Farming Remains Key To Central Oahu’s Future
As a former member of the Honolulu City Council, and recognizing that the city did not focus enough attention on the agricultural industry on Oahu, I initiated a measure to establish the Oahu Agriculture Development Task Force to help guide the Council on agricultural issues and help direct city support in perpetuating the importance of farming.
The Oahu Ag Development Task Force continues to actively discuss critical issues facing Oahu farmers and ranchers.
While in the State Senate, I’ve continued my efforts ito provide additional focus on supporting agriculture. I worked on developing the Whitmore Project to help revitalize the economy and agricultural production in Central Oahu. I have elaborated on this project in prior editions of the Central Oahu Islander that the objective is to develop a comprehensive, economically sustainable plan for agriculture.
The Agribusiness Development Corporation (ADC) at its October meeting designated the Whitmore Project as an ADC project, thereby allowing ADC’s statutory powers to secure needed funding and resources for the project.
We are looking to secure additional funding to acquire existing facilities and infrastructure to support those who will be farming these lands.
With the recent state acquisition of prime agri- cultural land in Central Oahu, the selection process for awarding long-term leases to farmers who meet the selection criteria has begun.
The ADC board has approved leases for two farms, and the process is continuing. The possibility of long-term leases will enable farmers to obtain needed financing to expand and improve their operations. Hopefully, we will be able to reduce some of the hardships farmers face in trying to maintain a viable operation.
We also hope to see the creation of an agricultural commercial development park that could become a center for agricultural technology.
The state can attract software and manufacturing companies that develop technology and equipment for farmers in the area and across the state.

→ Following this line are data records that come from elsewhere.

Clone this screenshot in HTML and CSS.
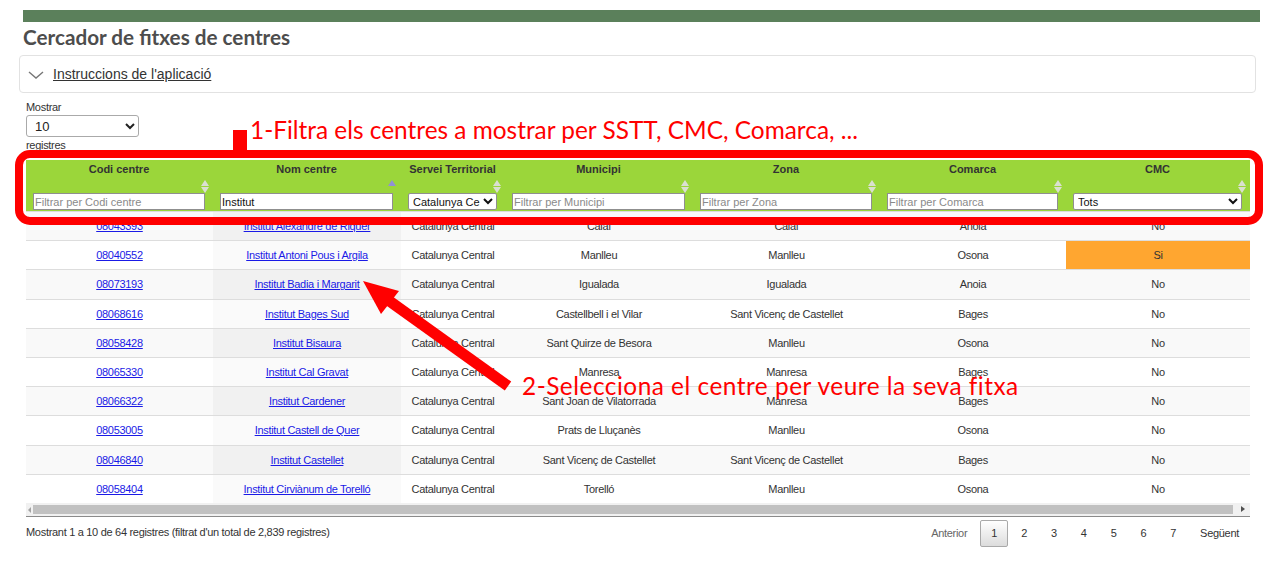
FILE: index.html
```html
<!DOCTYPE html>
<html lang="ca">
<head>
<meta charset="utf-8">
<title>Cercador de fitxes de centres</title>
<link rel="stylesheet" href="styles.css">
</head>
<body>
<div class="page">
  <div class="topbar"></div>
  <h1 class="title">Cercador de fitxes de centres</h1>
  <div class="accordion">
    <svg class="chev" width="16" height="8" viewBox="0 0 16 8"><path d="M1 1 L8 7 L15 1" fill="none" stroke="#777" stroke-width="1.4"/></svg>
    <a class="acc-link" href="#">Instruccions de l'aplicació</a>
  </div>
  <div class="length">
    <span>Mostrar</span>
    <select class="len-select"><option>10</option><option>25</option><option>50</option></select>
    <span>registres</span>
  </div>
  <div class="tablewrap">
    <table class="grid">
      <colgroup>
        <col style="width:187px"><col style="width:188px"><col style="width:104px"><col style="width:188px"><col style="width:187px"><col style="width:186px"><col style="width:184px">
      </colgroup>
      <thead>
        <tr>
          <th class="sort-both"><span class="ttl">Codi centre</span><input class="flt" placeholder="Filtrar per Codi centre"></th>
          <th class="sort-asc"><span class="ttl">Nom centre</span><input class="flt" value="Institut"></th>
          <th class="sort-both"><span class="ttl">Servei Territorial</span><select class="flt fsel"><option>Catalunya Central</option></select></th>
          <th class="sort-both"><span class="ttl">Municipi</span><input class="flt" placeholder="Filtrar per Municipi"></th>
          <th class="sort-both"><span class="ttl">Zona</span><input class="flt" placeholder="Filtrar per Zona"></th>
          <th class="sort-both"><span class="ttl">Comarca</span><input class="flt" placeholder="Filtrar per Comarca"></th>
          <th class="sort-both"><span class="ttl">CMC</span><select class="flt fsel"><option>Tots</option></select></th>
        </tr>
      </thead>
      <tbody>
        <tr><td><a href="#">08043393</a></td><td class="s1"><a href="#">Institut Alexandre de Riquer</a></td><td>Catalunya Central</td><td>Calaf</td><td>Calaf</td><td>Anoia</td><td>No</td></tr>
        <tr><td><a href="#">08040552</a></td><td class="s1"><a href="#">Institut Antoni Pous i Argila</a></td><td>Catalunya Central</td><td>Manlleu</td><td>Manlleu</td><td>Osona</td><td class="si">Si</td></tr>
        <tr><td><a href="#">08073193</a></td><td class="s1"><a href="#">Institut Badia i Margarit</a></td><td>Catalunya Central</td><td>Igualada</td><td>Igualada</td><td>Anoia</td><td>No</td></tr>
        <tr><td><a href="#">08068616</a></td><td class="s1"><a href="#">Institut Bages Sud</a></td><td>Catalunya Central</td><td>Castellbell i el Vilar</td><td>Sant Vicenç de Castellet</td><td>Bages</td><td>No</td></tr>
        <tr><td><a href="#">08058428</a></td><td class="s1"><a href="#">Institut Bisaura</a></td><td>Catalunya Central</td><td>Sant Quirze de Besora</td><td>Manlleu</td><td>Osona</td><td>No</td></tr>
        <tr><td><a href="#">08065330</a></td><td class="s1"><a href="#">Institut Cal Gravat</a></td><td>Catalunya Central</td><td>Manresa</td><td>Manresa</td><td>Bages</td><td>No</td></tr>
        <tr><td><a href="#">08066322</a></td><td class="s1"><a href="#">Institut Cardener</a></td><td>Catalunya Central</td><td>Sant Joan de Vilatorrada</td><td>Manresa</td><td>Bages</td><td>No</td></tr>
        <tr><td><a href="#">08053005</a></td><td class="s1"><a href="#">Institut Castell de Quer</a></td><td>Catalunya Central</td><td>Prats de Lluçanès</td><td>Manlleu</td><td>Osona</td><td>No</td></tr>
        <tr><td><a href="#">08046840</a></td><td class="s1"><a href="#">Institut Castellet</a></td><td>Catalunya Central</td><td>Sant Vicenç de Castellet</td><td>Sant Vicenç de Castellet</td><td>Bages</td><td>No</td></tr>
        <tr><td><a href="#">08058404</a></td><td class="s1"><a href="#">Institut Cirviànum de Torelló</a></td><td>Catalunya Central</td><td>Torelló</td><td>Manlleu</td><td>Osona</td><td>No</td></tr>
      </tbody>
    </table>
    <div class="hscroll">
      <span class="arr-l"></span>
      <span class="thumb"></span>
      <span class="arr-r"></span>
    </div>
  </div>
  <div class="footer">
    <div class="info">Mostrant 1 a 10 de 64 registres (filtrat d'un total de 2,839 registres)</div>
    <div class="paging">
      <a class="pbtn disabled" href="#">Anterior</a>
      <a class="pbtn current" href="#">1</a>
      <a class="pbtn" href="#">2</a>
      <a class="pbtn" href="#">3</a>
      <a class="pbtn" href="#">4</a>
      <a class="pbtn" href="#">5</a>
      <a class="pbtn" href="#">6</a>
      <a class="pbtn" href="#">7</a>
      <a class="pbtn" href="#">Següent</a>
    </div>
  </div>
</div>

<div class="annot">
  <svg class="annot-svg" width="1280" height="564" viewBox="0 0 1280 564">
    <rect x="19" y="154" width="1240" height="67" rx="11" ry="11" fill="none" stroke="#ff0000" stroke-width="8"/>
    <rect x="233" y="130" width="14" height="22" fill="#ff0000"/>
    <line x1="508" y1="386" x2="388" y2="300" stroke="#ff0000" stroke-width="11"/>
    <polygon points="363,281 399,291 381,314" fill="#ff0000"/>
  </svg>
  <div class="note note1">1-Filtra els centres a mostrar per SSTT, CMC, Comarca, ...</div>
  <div class="note note2">2-Selecciona el centre per veure la seva fitxa</div>
</div>
</body>
</html>
```

FILE: styles.css
```css
html, body {
  margin: 0;
  padding: 0;
  background: #ffffff;
}

body {
  font-family: "Liberation Sans", Arial, sans-serif;
  color: #333333;
  position: relative;
  width: 1280px;
  height: 564px;
  overflow: hidden;
}

.page {
  padding-top: 10px;
}

.topbar {
  margin-left: 23px;
  width: 1237px;
  height: 12px;
  background: #5b805b;
}

.title {
  margin: 2px 0 0 23px;
  font: 700 20.7px/26px Lato, "Liberation Sans", sans-serif;
  color: #4d4d4d;
}

.accordion {
  margin: 5px 0 0 19px;
  width: 1237px;
  height: 38px;
  box-sizing: border-box;
  border: 1px solid #e2e2e2;
  border-radius: 4px;
  display: flex;
  align-items: center;
  padding-left: 8px;
  gap: 9px;
}

.chev {
  display: block;
  margin-top: 1px;
}

.acc-link {
  font-size: 14px;
  color: #333333;
  text-decoration: underline;
}

.length {
  margin: 8px 0 0 26px;
  display: flex;
  flex-direction: column;
  align-items: flex-start;
  font-size: 11px;
  line-height: 12px;
  letter-spacing: -0.3px;
  color: #333;
}

.len-select {
  margin: 2px 0;
  width: 113px;
  height: 22px;
  font: 13px "Liberation Sans", Arial, sans-serif;
  padding-left: 4px;
  border: 1px solid #aaaaaa;
  border-radius: 3px;
  background: #ffffff;
  color: #222;
}

.tablewrap {
  margin: 9px 0 0 26px;
  width: 1224px;
}

.grid {
  width: 1224px;
  table-layout: fixed;
  border-collapse: separate;
  border-spacing: 0;
}

.grid th {
  background: #9bd63a;
  padding: 2px 8px 1px 7px;
  vertical-align: top;
  position: relative;
  font-weight: 700;
  font-size: 11px;
  line-height: 14px;
  color: #333333;
  text-align: center;
}

.ttl {
  display: block;
  height: 14px;
  white-space: nowrap;
}

.flt {
  display: block;
  margin-top: 17px;
  width: 100%;
  height: 17px;
  box-sizing: border-box;
  border: 1px solid #8f8f8f;
  border-radius: 0;
  padding: 0 1px;
  font: 11px "Liberation Sans", Arial, sans-serif;
  color: #111;
  background: #ffffff;
  outline: none;
}

.flt::placeholder {
  color: #8a8a8a;
}

.fsel {
  padding: 0;
  font-size: 11px;
  border-radius: 2px;
  color: #111;
}

.sort-both::before,
.sort-both::after,
.sort-asc::before {
  content: "";
  position: absolute;
  right: 4px;
  width: 0;
  height: 0;
  border-left: 4px solid transparent;
  border-right: 4px solid transparent;
}

.sort-both::before {
  top: 20px;
  border-bottom: 6px solid rgba(225, 225, 225, 0.9);
}

.sort-both::after {
  top: 27px;
  border-top: 6px solid rgba(225, 225, 225, 0.9);
}

.sort-asc::before {
  right: 5px;
  top: 20px;
  border-bottom: 6px solid #9191d6;
}

.grid td {
  height: 28.2px;
  padding: 0 6px;
  border-top: 1px solid #dddddd;
  text-align: center;
  vertical-align: middle;
  font-size: 11px;
  line-height: 14px;
  letter-spacing: -0.3px;
  color: #333333;
  white-space: nowrap;
  overflow: hidden;
}

.grid tbody tr:nth-child(odd) td {
  background: #f9f9f9;
}

.grid tbody tr:nth-child(even) td {
  background: #ffffff;
}

.grid tbody tr:nth-child(odd) td.s1 {
  background: #f1f1f1;
}

.grid tbody tr:nth-child(even) td.s1 {
  background: #fafafa;
}

.grid tbody tr td.si {
  background: #ffa630;
}

.grid td a {
  color: #1a1ae6;
  text-decoration: underline;
}

.hscroll {
  height: 13px;
  background: #f1f1f1;
  border-bottom: 1px solid #8a8a8a;
  display: flex;
  align-items: center;
}

.arr-l {
  width: 7px;
  height: 13px;
  position: relative;
}

.arr-l::before {
  content: "";
  position: absolute;
  left: 2px;
  top: 4px;
  border-top: 3px solid transparent;
  border-bottom: 3px solid transparent;
  border-right: 3px solid #a3a3a3;
}

.thumb {
  flex: 1;
  height: 9px;
  background: #c1c1c1;
}

.arr-r {
  width: 17px;
  height: 13px;
  position: relative;
}

.arr-r::before {
  content: "";
  position: absolute;
  left: 8px;
  top: 3px;
  border-top: 3.5px solid transparent;
  border-bottom: 3.5px solid transparent;
  border-left: 4px solid #505050;
}

.footer {
  margin-left: 26px;
  width: 1224px;
  display: flex;
  justify-content: space-between;
  align-items: flex-start;
}

.info {
  padding-top: 8px;
  font-size: 11px;
  line-height: 14px;
  letter-spacing: -0.3px;
  color: #333333;
}

.paging {
  margin-top: 3px;
  display: flex;
}

.pbtn {
  display: block;
  height: 27px;
  box-sizing: border-box;
  border: 1px solid transparent;
  border-radius: 2px;
  padding: 0 10px;
  margin-left: 2px;
  line-height: 25px;
  font-size: 11px;
  letter-spacing: -0.3px;
  color: #333333;
  text-decoration: none;
}

.pbtn.disabled {
  color: #666666;
}

.pbtn.current {
  border-color: #a9a9a9;
  background: linear-gradient(to bottom, #ffffff 0%, #dcdcdc 100%);
}

.annot {
  position: absolute;
  left: 0;
  top: 0;
  width: 1280px;
  height: 564px;
  pointer-events: none;
}

.annot-svg {
  position: absolute;
  left: 0;
  top: 0;
}

.note {
  position: absolute;
  white-space: nowrap;
  font: 400 24.4px/29px Lato, "Open Sans", sans-serif;
  color: #ff0000;
}

.note1 {
  left: 250px;
  top: 115px;
}

.note2 {
  left: 522px;
  top: 371px;
  letter-spacing: 0.5px;
}
```
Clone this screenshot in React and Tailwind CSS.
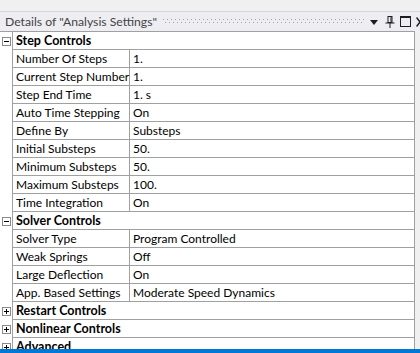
import React from "react";

const sections = [
  {
    title: "Step Controls",
    open: true,
    rows: [
      ["Number Of Steps", "1."],
      ["Current Step Number", "1."],
      ["Step End Time", "1. s"],
      ["Auto Time Stepping", "On"],
      ["Define By", "Substeps"],
      ["Initial Substeps", "50."],
      ["Minimum Substeps", "50."],
      ["Maximum Substeps", "100."],
      ["Time Integration", "On"],
    ],
  },
  {
    title: "Solver Controls",
    open: true,
    rows: [
      ["Solver Type", "Program Controlled"],
      ["Weak Springs", "Off"],
      ["Large Deflection", "On"],
      ["App. Based Settings", "Moderate Speed Dynamics"],
    ],
  },
  { title: "Restart Controls", open: false, rows: [] },
  { title: "Nonlinear Controls", open: false, rows: [] },
  { title: "Advanced", open: false, rows: [] },
];

function ToggleBox({ open }) {
  return (
    <svg width="9" height="9" viewBox="0 0 9 9" className="block">
      <rect x="0.5" y="0.5" width="8" height="8" fill="#fff" stroke="#8a8a8a" />
      <line x1="2" y1="4.5" x2="7" y2="4.5" stroke="#000" />
      {!open && <line x1="4.5" y1="2" x2="4.5" y2="7" stroke="#000" />}
    </svg>
  );
}

export default function App() {
  return (
    <div
      className="w-[420px] h-[353px] overflow-hidden bg-[#f0f0f0] flex flex-col relative"
      style={{ fontFamily: 'Lato, "Noto Sans", sans-serif' }}
    >
      <div className="h-[12px] shrink-0 bg-[#f0f0f0] border-b border-[#d4d4dc]" />
      <div className="h-[19px] shrink-0 bg-[#eeeef2] flex items-center pl-[5px] text-[12.2px] text-[#444] leading-[19px]">
        <span className="whitespace-nowrap">Details of "Analysis Settings"</span>
        <div className="ml-[6px] flex-1 h-[6px] relative">
          <div
            className="absolute left-0 right-0 top-0 h-[2px]"
            style={{
              backgroundImage: "linear-gradient(to right, #a0a0aa 1px, transparent 1px)",
              backgroundSize: "4px 1px",
              backgroundRepeat: "repeat-x",
            }}
          />
          <div
            className="absolute left-[2px] right-0 top-[3px] h-[1px]"
            style={{
              backgroundImage: "linear-gradient(to right, #a0a0aa 1px, transparent 1px)",
              backgroundSize: "4px 1px",
              backgroundRepeat: "repeat-x",
            }}
          />
        </div>
        <svg width="10" height="6" viewBox="0 0 10 6" className="ml-[5px] mt-[2px] shrink-0">
          <polygon points="1,0 9,0 5,5" fill="#1e1e1e" />
        </svg>
        <svg width="10" height="12" viewBox="0 0 10 12" className="ml-[6px] shrink-0">
          <rect x="3" y="0.5" width="4" height="6" fill="none" stroke="#1e1e1e" />
          <line x1="0.5" y1="7" x2="9.5" y2="7" stroke="#1e1e1e" />
          <line x1="5" y1="7" x2="5" y2="12" stroke="#1e1e1e" />
          <line x1="6" y1="1" x2="6" y2="6" stroke="#1e1e1e" />
        </svg>
        <svg width="11" height="11" viewBox="0 0 11 11" className="ml-[5px] shrink-0">
          <rect x="0.5" y="0.5" width="10" height="10" fill="none" stroke="#1e1e1e" />
          <line x1="0.5" y1="1.5" x2="10.5" y2="1.5" stroke="#1e1e1e" />
        </svg>
        <svg width="8" height="10" viewBox="0 0 8 10" className="ml-[5px] shrink-0 mr-[-4px]">
          <path d="M0.5 0.5 L7.5 9.5 M7.5 0.5 L0.5 9.5" stroke="#1e1e1e" strokeWidth="1.5" />
        </svg>
      </div>
      <div className="flex-1 flex bg-[#f0f0f0]">
        <div className="w-[415px] bg-white border-t border-r border-[#a0a0a0] flex flex-col text-[12px] text-black leading-[17px]">
          {sections.map((s) => (
            <React.Fragment key={s.title}>
              <div className="flex h-[18px] shrink-0">
                <div className="w-[13px] bg-white flex items-center justify-center pl-[1px] border-r border-[#a0a0a0]">
                  <ToggleBox open={s.open} />
                </div>
                <div className="flex-1 border-b border-[#a0a0a0] pl-[3px] font-bold text-[12.5px]">
                  {s.title}
                </div>
              </div>
              {s.rows.map(([k, v]) => (
                <div key={k} className="flex h-[18px] shrink-0">
                  <div className="w-[13px] bg-white border-r border-[#a0a0a0]" />
                  <div className="w-[117px] border-b border-r border-[#a0a0a0] pl-[3px] whitespace-nowrap">
                    {k}
                  </div>
                  <div className="flex-1 border-b border-[#a0a0a0] pl-[3px] whitespace-nowrap">
                    {v}
                  </div>
                </div>
              ))}
            </React.Fragment>
          ))}
        </div>
      </div>
      <div className="absolute left-0 right-0 bottom-0 h-[4px] bg-[#0078d7]" />
    </div>
  );
}
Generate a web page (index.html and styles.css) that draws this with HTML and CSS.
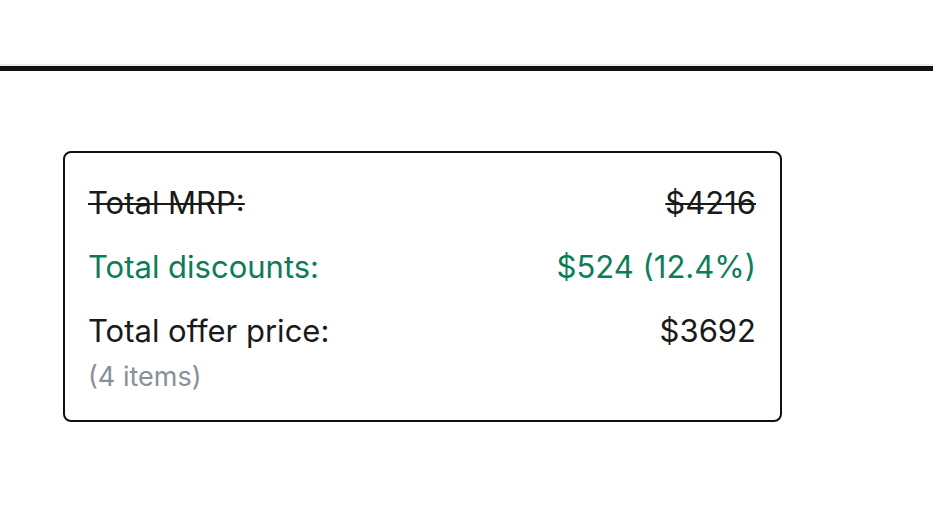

Another activity we could consider for the region is agri-tourism, which could include visiting a working farm or any agricultural, horticultural or agribusiness operation to enjoy, be educated and/or be involved in activities of the function.
When all of this eventually becomes a reality, we hope the project can serve as a model for other rural areas of the state. We hope to encourage a new generation of farmers to live and work in Hawaii where they previously felt the occupation too overwhelming and difficult to pursue.